Without the pictures, return all of the material exactly as written.

══ STORED DATA ══

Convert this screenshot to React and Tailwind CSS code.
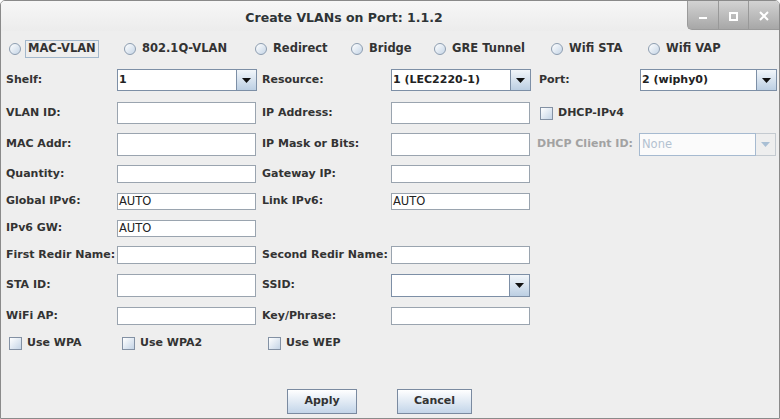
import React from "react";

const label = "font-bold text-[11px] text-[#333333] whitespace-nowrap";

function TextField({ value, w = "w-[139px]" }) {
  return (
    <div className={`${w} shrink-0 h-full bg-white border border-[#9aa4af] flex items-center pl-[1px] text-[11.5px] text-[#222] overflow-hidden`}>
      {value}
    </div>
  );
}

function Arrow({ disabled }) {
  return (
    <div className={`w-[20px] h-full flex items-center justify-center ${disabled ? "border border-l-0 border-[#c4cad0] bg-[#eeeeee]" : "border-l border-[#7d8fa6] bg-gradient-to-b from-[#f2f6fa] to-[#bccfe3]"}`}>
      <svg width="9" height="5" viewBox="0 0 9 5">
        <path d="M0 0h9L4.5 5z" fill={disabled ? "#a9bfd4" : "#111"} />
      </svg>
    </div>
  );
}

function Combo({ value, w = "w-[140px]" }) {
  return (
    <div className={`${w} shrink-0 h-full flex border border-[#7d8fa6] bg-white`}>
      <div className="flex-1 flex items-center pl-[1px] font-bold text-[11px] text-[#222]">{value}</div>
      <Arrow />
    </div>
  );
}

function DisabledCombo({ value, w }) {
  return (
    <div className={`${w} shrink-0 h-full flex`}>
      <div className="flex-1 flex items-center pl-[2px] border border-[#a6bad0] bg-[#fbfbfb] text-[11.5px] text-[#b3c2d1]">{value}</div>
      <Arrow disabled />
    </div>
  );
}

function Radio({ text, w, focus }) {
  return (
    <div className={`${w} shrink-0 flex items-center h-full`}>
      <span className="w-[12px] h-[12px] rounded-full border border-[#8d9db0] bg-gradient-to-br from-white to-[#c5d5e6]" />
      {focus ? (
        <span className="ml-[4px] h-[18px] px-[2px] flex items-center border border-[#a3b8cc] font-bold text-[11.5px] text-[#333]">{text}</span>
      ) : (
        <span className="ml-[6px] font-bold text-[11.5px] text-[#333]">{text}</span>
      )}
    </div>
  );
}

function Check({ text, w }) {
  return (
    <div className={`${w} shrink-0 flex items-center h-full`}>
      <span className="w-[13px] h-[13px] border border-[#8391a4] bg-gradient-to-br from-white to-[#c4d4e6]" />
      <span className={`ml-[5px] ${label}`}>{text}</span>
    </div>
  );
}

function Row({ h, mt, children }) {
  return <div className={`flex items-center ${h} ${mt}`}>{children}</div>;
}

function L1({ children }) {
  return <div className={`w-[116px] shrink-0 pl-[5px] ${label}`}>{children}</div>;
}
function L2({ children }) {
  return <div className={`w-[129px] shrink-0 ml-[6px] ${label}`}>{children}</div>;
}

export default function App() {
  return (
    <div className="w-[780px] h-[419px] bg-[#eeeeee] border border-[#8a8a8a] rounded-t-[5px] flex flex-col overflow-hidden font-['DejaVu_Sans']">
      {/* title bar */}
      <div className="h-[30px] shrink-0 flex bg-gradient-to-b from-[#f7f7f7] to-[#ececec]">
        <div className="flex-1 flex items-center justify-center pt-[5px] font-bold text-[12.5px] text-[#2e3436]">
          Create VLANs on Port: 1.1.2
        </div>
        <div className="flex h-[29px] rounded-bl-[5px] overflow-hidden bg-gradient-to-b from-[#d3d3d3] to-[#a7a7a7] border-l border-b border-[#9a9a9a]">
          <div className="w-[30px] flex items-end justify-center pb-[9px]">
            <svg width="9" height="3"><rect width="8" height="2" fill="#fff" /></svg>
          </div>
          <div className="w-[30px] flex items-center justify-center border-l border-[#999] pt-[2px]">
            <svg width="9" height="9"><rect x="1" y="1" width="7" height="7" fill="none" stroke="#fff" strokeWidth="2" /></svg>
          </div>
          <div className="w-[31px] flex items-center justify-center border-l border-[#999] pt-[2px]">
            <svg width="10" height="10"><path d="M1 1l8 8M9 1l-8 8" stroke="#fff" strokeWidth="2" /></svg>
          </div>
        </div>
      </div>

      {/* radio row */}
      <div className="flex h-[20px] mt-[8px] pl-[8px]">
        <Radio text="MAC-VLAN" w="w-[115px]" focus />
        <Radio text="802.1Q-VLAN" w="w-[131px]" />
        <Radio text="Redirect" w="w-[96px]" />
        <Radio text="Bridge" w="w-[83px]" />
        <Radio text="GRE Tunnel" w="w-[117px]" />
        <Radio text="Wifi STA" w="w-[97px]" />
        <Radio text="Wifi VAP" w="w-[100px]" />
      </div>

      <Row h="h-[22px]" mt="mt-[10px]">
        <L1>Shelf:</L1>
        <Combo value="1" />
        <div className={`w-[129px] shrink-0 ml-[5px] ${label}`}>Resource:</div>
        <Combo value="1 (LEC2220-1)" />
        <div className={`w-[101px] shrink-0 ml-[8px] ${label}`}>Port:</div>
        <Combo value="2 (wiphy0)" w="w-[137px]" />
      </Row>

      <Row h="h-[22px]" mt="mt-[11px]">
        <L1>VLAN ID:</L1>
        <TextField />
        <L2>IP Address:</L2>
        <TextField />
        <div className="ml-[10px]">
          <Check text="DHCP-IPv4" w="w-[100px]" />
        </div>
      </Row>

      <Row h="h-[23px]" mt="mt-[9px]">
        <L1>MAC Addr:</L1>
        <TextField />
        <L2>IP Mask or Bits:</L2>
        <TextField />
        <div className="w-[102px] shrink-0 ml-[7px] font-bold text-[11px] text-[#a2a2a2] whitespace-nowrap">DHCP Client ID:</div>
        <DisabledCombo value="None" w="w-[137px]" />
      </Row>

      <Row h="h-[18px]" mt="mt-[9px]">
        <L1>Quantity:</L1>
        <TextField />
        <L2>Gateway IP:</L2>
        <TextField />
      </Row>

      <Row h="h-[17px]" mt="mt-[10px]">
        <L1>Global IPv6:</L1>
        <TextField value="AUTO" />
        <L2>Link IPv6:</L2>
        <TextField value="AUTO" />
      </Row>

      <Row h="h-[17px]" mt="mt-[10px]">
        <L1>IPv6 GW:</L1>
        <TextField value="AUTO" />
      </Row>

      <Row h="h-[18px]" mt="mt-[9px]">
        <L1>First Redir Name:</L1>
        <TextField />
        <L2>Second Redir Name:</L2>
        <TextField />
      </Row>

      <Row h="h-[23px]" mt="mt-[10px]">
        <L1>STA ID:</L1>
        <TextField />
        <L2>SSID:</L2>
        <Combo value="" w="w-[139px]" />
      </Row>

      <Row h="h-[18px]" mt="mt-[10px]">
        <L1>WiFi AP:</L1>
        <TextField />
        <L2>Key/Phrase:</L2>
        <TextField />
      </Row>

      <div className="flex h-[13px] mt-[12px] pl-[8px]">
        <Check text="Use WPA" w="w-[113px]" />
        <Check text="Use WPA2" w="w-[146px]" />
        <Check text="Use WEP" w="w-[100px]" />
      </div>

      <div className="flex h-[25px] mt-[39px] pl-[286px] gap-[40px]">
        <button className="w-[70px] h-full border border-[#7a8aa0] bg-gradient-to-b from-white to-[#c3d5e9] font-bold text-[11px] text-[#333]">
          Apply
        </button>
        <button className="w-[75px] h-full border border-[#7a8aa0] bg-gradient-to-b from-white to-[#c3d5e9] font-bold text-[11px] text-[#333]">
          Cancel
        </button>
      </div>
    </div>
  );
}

═══

**COMPLETE ANSWER**
Convert this screenshot to React and Tailwind CSS code.
import React from "react";

const label = "font-bold text-[11px] text-[#333333] whitespace-nowrap";

function TextField({ value, w = "w-[139px]" }) {
  return (
    <div className={`${w} shrink-0 h-full bg-white border border-[#9aa4af] flex items-center pl-[1px] text-[11.5px] text-[#222] overflow-hidden`}>
      {value}
    </div>
  );
}

function Arrow({ disabled }) {
  return (
    <div className={`w-[20px] h-full flex items-center justify-center ${disabled ? "border border-l-0 border-[#c4cad0] bg-[#eeeeee]" : "border-l border-[#7d8fa6] bg-gradient-to-b from-[#f2f6fa] to-[#bccfe3]"}`}>
      <svg width="9" height="5" viewBox="0 0 9 5">
        <path d="M0 0h9L4.5 5z" fill={disabled ? "#a9bfd4" : "#111"} />
      </svg>
    </div>
  );
}

function Combo({ value, w = "w-[140px]" }) {
  return (
    <div className={`${w} shrink-0 h-full flex border border-[#7d8fa6] bg-white`}>
      <div className="flex-1 flex items-center pl-[1px] font-bold text-[11px] text-[#222]">{value}</div>
      <Arrow />
    </div>
  );
}

function DisabledCombo({ value, w }) {
  return (
    <div className={`${w} shrink-0 h-full flex`}>
      <div className="flex-1 flex items-center pl-[2px] border border-[#a6bad0] bg-[#fbfbfb] text-[11.5px] text-[#b3c2d1]">{value}</div>
      <Arrow disabled />
    </div>
  );
}

function Radio({ text, w, focus }) {
  return (
    <div className={`${w} shrink-0 flex items-center h-full`}>
      <span className="w-[12px] h-[12px] rounded-full border border-[#8d9db0] bg-gradient-to-br from-white to-[#c5d5e6]" />
      {focus ? (
        <span className="ml-[4px] h-[18px] px-[2px] flex items-center border border-[#a3b8cc] font-bold text-[11.5px] text-[#333]">{text}</span>
      ) : (
        <span className="ml-[6px] font-bold text-[11.5px] text-[#333]">{text}</span>
      )}
    </div>
  );
}

function Check({ text, w }) {
  return (
    <div className={`${w} shrink-0 flex items-center h-full`}>
      <span className="w-[13px] h-[13px] border border-[#8391a4] bg-gradient-to-br from-white to-[#c4d4e6]" />
      <span className={`ml-[5px] ${label}`}>{text}</span>
    </div>
  );
}

function Row({ h, mt, children }) {
  return <div className={`flex items-center ${h} ${mt}`}>{children}</div>;
}

function L1({ children }) {
  return <div className={`w-[116px] shrink-0 pl-[5px] ${label}`}>{children}</div>;
}
function L2({ children }) {
  return <div className={`w-[129px] shrink-0 ml-[6px] ${label}`}>{children}</div>;
}

export default function App() {
  return (
    <div className="w-[780px] h-[419px] bg-[#eeeeee] border border-[#8a8a8a] rounded-t-[5px] flex flex-col overflow-hidden font-['DejaVu_Sans']">
      {/* title bar */}
      <div className="h-[30px] shrink-0 flex bg-gradient-to-b from-[#f7f7f7] to-[#ececec]">
        <div className="flex-1 flex items-center justify-center pt-[5px] font-bold text-[12.5px] text-[#2e3436]">
          Create VLANs on Port: 1.1.2
        </div>
        <div className="flex h-[29px] rounded-bl-[5px] overflow-hidden bg-gradient-to-b from-[#d3d3d3] to-[#a7a7a7] border-l border-b border-[#9a9a9a]">
          <div className="w-[30px] flex items-end justify-center pb-[9px]">
            <svg width="9" height="3"><rect width="8" height="2" fill="#fff" /></svg>
          </div>
          <div className="w-[30px] flex items-center justify-center border-l border-[#999] pt-[2px]">
            <svg width="9" height="9"><rect x="1" y="1" width="7" height="7" fill="none" stroke="#fff" strokeWidth="2" /></svg>
          </div>
          <div className="w-[31px] flex items-center justify-center border-l border-[#999] pt-[2px]">
            <svg width="10" height="10"><path d="M1 1l8 8M9 1l-8 8" stroke="#fff" strokeWidth="2" /></svg>
          </div>
        </div>
      </div>

      {/* radio row */}
      <div className="flex h-[20px] mt-[8px] pl-[8px]">
        <Radio text="MAC-VLAN" w="w-[115px]" focus />
        <Radio text="802.1Q-VLAN" w="w-[131px]" />
        <Radio text="Redirect" w="w-[96px]" />
        <Radio text="Bridge" w="w-[83px]" />
        <Radio text="GRE Tunnel" w="w-[117px]" />
        <Radio text="Wifi STA" w="w-[97px]" />
        <Radio text="Wifi VAP" w="w-[100px]" />
      </div>

      <Row h="h-[22px]" mt="mt-[10px]">
        <L1>Shelf:</L1>
        <Combo value="1" />
        <div className={`w-[129px] shrink-0 ml-[5px] ${label}`}>Resource:</div>
        <Combo value="1 (LEC2220-1)" />
        <div className={`w-[101px] shrink-0 ml-[8px] ${label}`}>Port:</div>
        <Combo value="2 (wiphy0)" w="w-[137px]" />
      </Row>

      <Row h="h-[22px]" mt="mt-[11px]">
        <L1>VLAN ID:</L1>
        <TextField />
        <L2>IP Address:</L2>
        <TextField />
        <div className="ml-[10px]">
          <Check text="DHCP-IPv4" w="w-[100px]" />
        </div>
      </Row>

      <Row h="h-[23px]" mt="mt-[9px]">
        <L1>MAC Addr:</L1>
        <TextField />
        <L2>IP Mask or Bits:</L2>
        <TextField />
        <div className="w-[102px] shrink-0 ml-[7px] font-bold text-[11px] text-[#a2a2a2] whitespace-nowrap">DHCP Client ID:</div>
        <DisabledCombo value="None" w="w-[137px]" />
      </Row>

      <Row h="h-[18px]" mt="mt-[9px]">
        <L1>Quantity:</L1>
        <TextField />
        <L2>Gateway IP:</L2>
        <TextField />
      </Row>

      <Row h="h-[17px]" mt="mt-[10px]">
        <L1>Global IPv6:</L1>
        <TextField value="AUTO" />
        <L2>Link IPv6:</L2>
        <TextField value="AUTO" />
      </Row>

      <Row h="h-[17px]" mt="mt-[10px]">
        <L1>IPv6 GW:</L1>
        <TextField value="AUTO" />
      </Row>

      <Row h="h-[18px]" mt="mt-[9px]">
        <L1>First Redir Name:</L1>
        <TextField />
        <L2>Second Redir Name:</L2>
        <TextField />
      </Row>

      <Row h="h-[23px]" mt="mt-[10px]">
        <L1>STA ID:</L1>
        <TextField />
        <L2>SSID:</L2>
        <Combo value="" w="w-[139px]" />
      </Row>

      <Row h="h-[18px]" mt="mt-[10px]">
        <L1>WiFi AP:</L1>
        <TextField />
        <L2>Key/Phrase:</L2>
        <TextField />
      </Row>

      <div className="flex h-[13px] mt-[12px] pl-[8px]">
        <Check text="Use WPA" w="w-[113px]" />
        <Check text="Use WPA2" w="w-[146px]" />
        <Check text="Use WEP" w="w-[100px]" />
      </div>

      <div className="flex h-[25px] mt-[39px] pl-[286px] gap-[40px]">
        <button className="w-[70px] h-full border border-[#7a8aa0] bg-gradient-to-b from-white to-[#c3d5e9] font-bold text-[11px] text-[#333]">
          Apply
        </button>
        <button className="w-[75px] h-full border border-[#7a8aa0] bg-gradient-to-b from-white to-[#c3d5e9] font-bold text-[11px] text-[#333]">
          Cancel
        </button>
      </div>
    </div>
  );
}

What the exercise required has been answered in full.